The church-based Parish Pastoral Council for Responsible Voting attributed Pangilinan and Aquino’s surprise showing to a combination of effective ground campaigning, tactical alliances and massive support from millennials and Generation Z voters, who now make up over a third of the entire electorate.

Fighting the trolls

Pangilinan, who was first elected to the Senate in 2001, made use of meager resources by campaigning separately with Aquino to visit different parts of the country.

“We don’t have a huge machinery. We just made sure to tap into our base, foster volunteerism and avoid quarreling with people of different political views,” the former senator said.

He stuck with his message on championing food security, drawing from his experience as Presidential Assistant for Food Security and Agricultural Modernization from May 2014 to September 2015.

But the campaign hit a stumbling block after internet trolls mocked him for supposedly eating rice with vinegar placed on a pot lid and banana leaves. He later clarified that he ate rice with carabao’s milk atop mustard leaves – a usual practice in Pampanga, the home province of his father.

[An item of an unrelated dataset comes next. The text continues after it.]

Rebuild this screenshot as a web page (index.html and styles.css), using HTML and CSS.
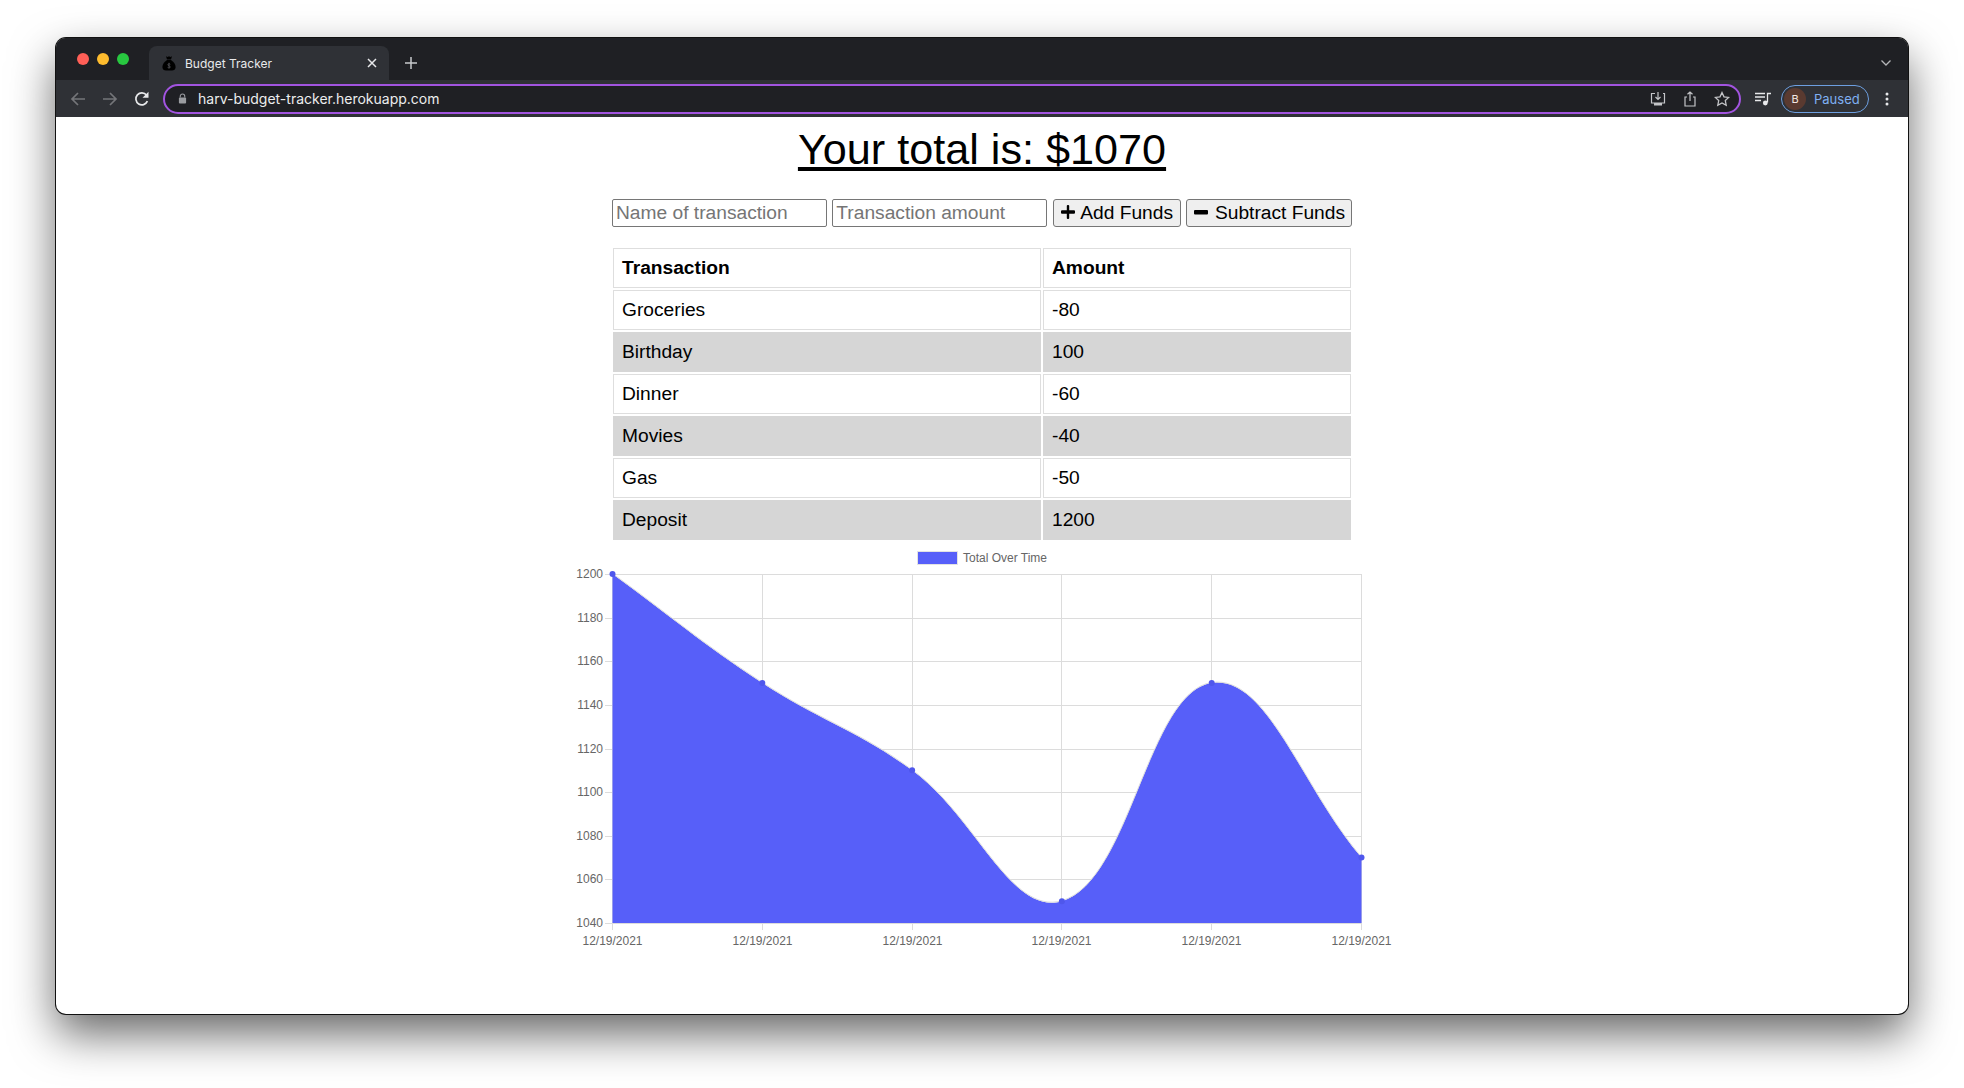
FILE: index.html
```html
<!DOCTYPE html>
<html lang="en">
<head>
<meta charset="utf-8">
<title>Budget Tracker</title>
<link rel="stylesheet" href="styles.css">
</head>
<body>
<div class="window">
  <header class="chrome">
    <div class="tabstrip">
      <div class="lights"><span class="light red"></span><span class="light amber"></span><span class="light green"></span></div>
      <div class="tab">
        <svg class="favicon" viewBox="0 0 14 16" width="14" height="16"><path d="M4 1.2 5.6 2l1.4-.8L8.400 2 10 1.200 9 4.400H5Z" fill="#000"/><path d="M5 5h4c2.600 1.600 4.600 4.400 4.600 7 0 2.400-1.600 3.600-3.600 3.600H4C2 15.600.4 14.400.4 12 .4 9.400 2.400 6.600 5 5Z" fill="#000"/><path d="M7 7.800v5.400M8.300 9.300C7.800 8.700 5.800 8.700 5.800 9.800s2.500.9 2.500 2.200-2.100 1.100-2.700.4" stroke="#55565a" stroke-width=".8" fill="none"/></svg>
        <span class="tab-title">Budget Tracker</span>
        <svg class="tab-close" viewBox="0 0 10 10" width="10" height="10"><path d="M1 1l8 8M9 1l-8 8" stroke="#e8e9eb" stroke-width="1.500"/></svg>
      </div>
      <svg class="new-tab" viewBox="0 0 12 12" width="12" height="12"><path d="M6 0v12M0 6h12" stroke="#c8c9cc" stroke-width="1.500"/></svg>
      <svg class="tab-menu" viewBox="0 0 10 6" width="10" height="6"><path d="M.5.500 5 5 9.500.500" stroke="#b5b6b9" stroke-width="1.300" fill="none"/></svg>
    </div>
    <div class="toolbar">
      <svg class="nav" viewBox="0 0 16 16" width="16" height="16"><path d="M15 8H2M8 2 2 8l6 6" stroke="#747579" stroke-width="1.700" fill="none"/></svg>
      <svg class="nav" viewBox="0 0 16 16" width="16" height="16"><path d="M1 8h13M8 2l6 6-6 6" stroke="#747579" stroke-width="1.700" fill="none"/></svg>
      <svg class="nav" viewBox="0 0 16 16" width="16" height="16"><path d="M13.400 10.200A6 6 0 1 1 12.500 4" stroke="#e8e9eb" stroke-width="1.700" fill="none"/><path d="M14.500.800v6h-6Z" fill="#e8e9eb"/></svg>
      <div class="omnibox">
        <svg class="lock" viewBox="0 0 10 12" width="9" height="11"><path d="M2.500 5V3.500a2.500 2.500 0 0 1 5 0V5" stroke="#9a9ca0" stroke-width="1.200" fill="none"/><rect x="1" y="5" width="8" height="6.500" rx="1" fill="#9a9ca0"/></svg>
        <span class="url">harv-budget-tracker.herokuapp.com</span>
        <svg class="omni-icon" viewBox="0 0 16 16" width="16" height="16"><path d="M5 2.500H1.500v9.500h13V2.500H13M8 1v7M5.500 6 8 8.500 10.500 6" stroke="#c4c5c8" stroke-width="1.200" fill="none"/><rect x="4" y="12" width="8" height="2.500" fill="#c4c5c8"/></svg>
        <svg class="omni-icon" viewBox="0 0 16 16" width="16" height="16"><path d="M5 6H3v9h10V6h-2M8 10V1M5.500 3.300 8 1l2.500 2.300" stroke="#c4c5c8" stroke-width="1.200" fill="none"/></svg>
        <svg class="omni-icon" viewBox="0 0 16 16" width="16" height="16"><path d="m8 1.500 2 4.300 4.700.6-3.400 3.200.9 4.700L8 12l-4.200 2.300.9-4.700L1.300 6.400 6 5.800Z" stroke="#c4c5c8" stroke-width="1.300" fill="none"/></svg>
      </div>
      <svg class="queue" viewBox="0 0 16 14" width="16" height="14"><path d="M0 1.500h10M0 5h10M0 8.500h6" stroke="#e8e9eb" stroke-width="1.300"/><path d="M12.500 10.500V1.500H16" stroke="#e8e9eb" stroke-width="1.300" fill="none"/><circle cx="10.300" cy="11" r="2.400" fill="#e8e9eb"/></svg>
      <div class="profile"><span class="avatar">B</span><span class="paused">Paused</span></div>
      <svg class="dots" viewBox="0 0 4 14" width="4" height="14"><circle cx="2" cy="2" r="1.500"/><circle cx="2" cy="7" r="1.500"/><circle cx="2" cy="12" r="1.500"/></svg>
    </div>
  </header>
  <main class="page">
    <h1 class="total">Your total is: $1070</h1>
    <form class="entry">
      <input class="field" type="text" placeholder="Name of transaction">
      <input class="field" type="text" placeholder="Transaction amount">
      <button class="btn btn-add" type="button"><svg viewBox="0 0 16 14" width="16" height="14"><path d="M6.800.800a1 1 0 0 1 1-.8h.4a1 1 0 0 1 1 .8v4.400h4.800a1 1 0 0 1 1 1v1.600a1 1 0 0 1-1 1H9.200v4.400a1 1 0 0 1-1 .8h-.4a1 1 0 0 1-1-.8V8.800H2a1 1 0 0 1-1-1V6.200a1 1 0 0 1 1-1h4.800Z"/></svg>Add Funds</button>
      <button class="btn btn-sub" type="button"><svg viewBox="0 0 16 14" width="16" height="14"><rect x="1" y="5" width="14" height="4.400" rx="1"/></svg>Subtract Funds</button>
    </form>
    <table class="ledger">
      <thead><tr><th class="col-name">Transaction</th><th class="col-amount">Amount</th></tr></thead>
      <tbody>
        <tr><td>Groceries</td><td>-80</td></tr>
        <tr><td>Birthday</td><td>100</td></tr>
        <tr><td>Dinner</td><td>-60</td></tr>
        <tr><td>Movies</td><td>-40</td></tr>
        <tr><td>Gas</td><td>-50</td></tr>
        <tr><td>Deposit</td><td>1200</td></tr>
      </tbody>
    </table>
    <svg class="chart" viewBox="562 540 840 420" width="840" height="420">
      <rect class="legend-box" x="917.500" y="551.500" width="40" height="13"/>
      <text class="legend" x="963" y="562">Total Over Time</text>
      <g class="grid">
        <path d="M605 574.500H1361.500M605 618.500H1361.500M605 661.500H1361.500M605 705.500H1361.500M605 749.500H1361.500M605 792.500H1361.500M605 836.500H1361.500M605 879.500H1361.500M605 923.500H1361.500"/>
        <path d="M612.500 574V930M762.500 574V930M912.500 574V930M1061.500 574V930M1211.500 574V930M1361.500 574V930"/>
      </g>
      <path class="area" d="M612.500 574C672.400 617.600 700.400 642.400 762.300 683C820.200 721 856.300 729.600 912.100 770.300C976.100 816.900 1010.500 916.200 1061.900 901.200C1130.300 881.300 1147.600 692.300 1211.700 683C1267.400 674.900 1301.600 787.800 1361.500 857.600V923H612.500Z"/>
      <path class="area-line" d="M612.500 574C672.400 617.600 700.400 642.400 762.300 683C820.200 721 856.300 729.600 912.100 770.300C976.100 816.900 1010.500 916.200 1061.900 901.200C1130.300 881.300 1147.600 692.300 1211.700 683C1267.400 674.900 1301.600 787.800 1361.500 857.600"/>
      <g class="pts">
        <circle cx="612.500" cy="574" r="3"/><circle cx="762.300" cy="683" r="3"/><circle cx="912.100" cy="770.300" r="3"/><circle cx="1061.900" cy="901.200" r="3"/><circle cx="1211.700" cy="683" r="3"/><circle cx="1361.500" cy="857.600" r="3"/>
      </g>
      <g class="ylabels">
        <text x="603" y="578">1200</text><text x="603" y="622">1180</text><text x="603" y="665">1160</text><text x="603" y="709">1140</text><text x="603" y="753">1120</text><text x="603" y="796">1100</text><text x="603" y="840">1080</text><text x="603" y="883">1060</text><text x="603" y="927">1040</text>
      </g>
      <g class="xlabels">
        <text x="612.500" y="945">12/19/2021</text><text x="762.500" y="945">12/19/2021</text><text x="912.500" y="945">12/19/2021</text><text x="1061.500" y="945">12/19/2021</text><text x="1211.500" y="945">12/19/2021</text><text x="1361.500" y="945">12/19/2021</text>
      </g>
    </svg>
  </main>
</div>
</body>
</html>
```
FILE: styles.css
```css
* { box-sizing: border-box; }
html, body { margin: 0; height: 100%; }
body {
  background: #fff;
  padding: 38px 56px 0;
  overflow: hidden;
  font-family: "Liberation Sans", Arial, sans-serif;
  color: #000;
}
.window {
  width: 1852px;
  height: 976px;
  background: #fff;
  border-radius: 10px;
  box-shadow: 0 0 0 1px #111, 0 20px 45px rgba(0, 0, 0, .6);
  display: flex;
  flex-direction: column;
}
.chrome { border-radius: 10px 10px 0 0; background: #1f2024; }
.tabstrip {
  height: 42px;
  display: flex;
  align-items: flex-start;
  padding-left: 21px;
  border-radius: 10px 10px 0 0;
  background: #1f2024;
}
.lights { display: flex; gap: 8px; margin-top: 15px; width: 72px; }
.light { width: 12px; height: 12px; border-radius: 50%; }
.red { background: #ff5f57; }
.amber { background: #febc2e; }
.green { background: #28c840; }
.tab {
  width: 240px;
  height: 34px;
  margin-top: 8px;
  background: #2f3136;
  border-radius: 8px 8px 0 0;
  display: flex;
  align-items: center;
  padding: 0 12px 0 13px;
  color: #e8e9eb;
}
.favicon { flex: none; }
.tab-title { font: 12px Inter, sans-serif; margin-left: 9px; flex: 1; }
.new-tab { margin: 19px 0 0 16px; }
.tab-menu { margin: 22px 17px 0 auto; }
.toolbar {
  height: 37px;
  background: #2f3136;
  display: flex;
  align-items: center;
  padding-left: 14px;
  gap: 16px;
}
.nav { flex: none; }
.omnibox {
  width: 1578px;
  height: 30px;
  margin-left: -3px;
  border: 2px solid #a254e0;
  border-radius: 15px;
  background: #1f2024;
  display: flex;
  align-items: center;
  padding: 0 9px 0 13px;
  gap: 16px;
}
.lock { flex: none; }
.url { font: 14px Inter, sans-serif; color: #eceded; flex: 1; margin-left: -5px; }
.omni-icon { flex: none; }
.queue { flex: none; margin-left: -2px; }
.profile {
  width: 88px;
  height: 28px;
  margin-left: -6px;
  border: 1px solid #6d9fe0;
  border-radius: 14px;
  display: flex;
  align-items: center;
  padding-left: 2px;
  gap: 8px;
}
.avatar {
  width: 22px;
  height: 22px;
  border-radius: 50%;
  background: #5a3a30;
  color: #f2e6e2;
  font: 11px/22px Inter, sans-serif;
  text-align: center;
}
.paused { font: 13px Inter, sans-serif; color: #7fb0f2; }
.dots { fill: #e8e9eb; }
.page { display: flex; flex-direction: column; align-items: center; }
.total {
  font-size: 43.200px;
  font-weight: 400;
  line-height: 52px;
  margin: 6px 0 0;
  text-decoration: underline;
}
.entry { display: flex; gap: 5.330px; margin-top: 24px; }
.field {
  width: 215px;
  height: 28px;
  padding: 1px 3px;
  border: 1px solid #767676;
  border-radius: 2px;
  font: 19.200px "Liberation Sans", Arial, sans-serif;
}
.field::placeholder { color: #757575; }
.btn {
  height: 28px;
  padding: 0;
  background: #efefef;
  border: 1px solid #767676;
  border-radius: 3px;
  font: 19.200px "Liberation Sans", Arial, sans-serif;
  color: #000;
  display: flex;
  align-items: center;
  justify-content: center;
  gap: 4px;
  white-space: nowrap;
}
.btn-add { width: 128px; }
.btn-sub { width: 166px; gap: 6px; }
.btn svg { fill: #000; margin-top: -3px; }
.ledger {
  width: 742px;
  margin-top: 19px;
  border-collapse: separate;
  border-spacing: 2px;
  table-layout: fixed;
  font-size: 19.200px;
}
.col-name { width: 428px; }
th, td {
  height: 40px;
  padding: 8px;
  line-height: 22px;
  border: 1px solid #dedede;
  text-align: left;
}
th { font-weight: 700; }
tbody tr:nth-child(even) td { background: #d6d6d6; border-color: #d6d6d6; }
.chart { display: block; flex: none; margin-top: -2px; }
.chart text { font: 12px "Liberation Sans", Arial, sans-serif; fill: #666; }
.legend-box { fill: #575ff9; stroke: #e3e3e3; stroke-width: 1; }
.grid path { stroke: #dcdcdc; stroke-width: 1; fill: none; }
.area { fill: #575ff9; }
.area-line { fill: none; stroke: #dcdcdc; stroke-width: 1; transform: translateY(-.5px); }
.pts circle { fill: #4f57ec; }
.ylabels text { text-anchor: end; }
.xlabels text { text-anchor: middle; }
```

“From January to May, we were subjected to endless bashing, with some materials amassing almost 100 million views,” Pangilinan, who branded himself as the “summa cum laude” among disinformation targets, said. “But we fought back. We didn’t allow them to seize our narrative.”

In a Philstar L!fe article, journalist Deo Dominic Bugauisan said Pangilinan’s team, headed by veteran campaign strategist Renan Dalisay, “launched a counter-campaign that reclaimed the kaldero (pot) as a badge of resilience” to fend off massive disinformation over the video.

After “leaning into the storm,” according to Bugauisan’s story, the team forged last-minute alliances from major political parties in Bangsamoro to administration figures crossing political lines (including a surprise endorsement from Cebu Gov. Gwen Garcia).

Once seated, Pangilinan plans to introduce legislation to fight disinformation tactics, which heavily targeted the opposition bloc in previous elections.

Before he stepped down in 2022, he drafted a report, in his capacity as chairperson of the Senate constitutional amendments committee, pushing for social media companies to be held accountable for the proliferation of fake news.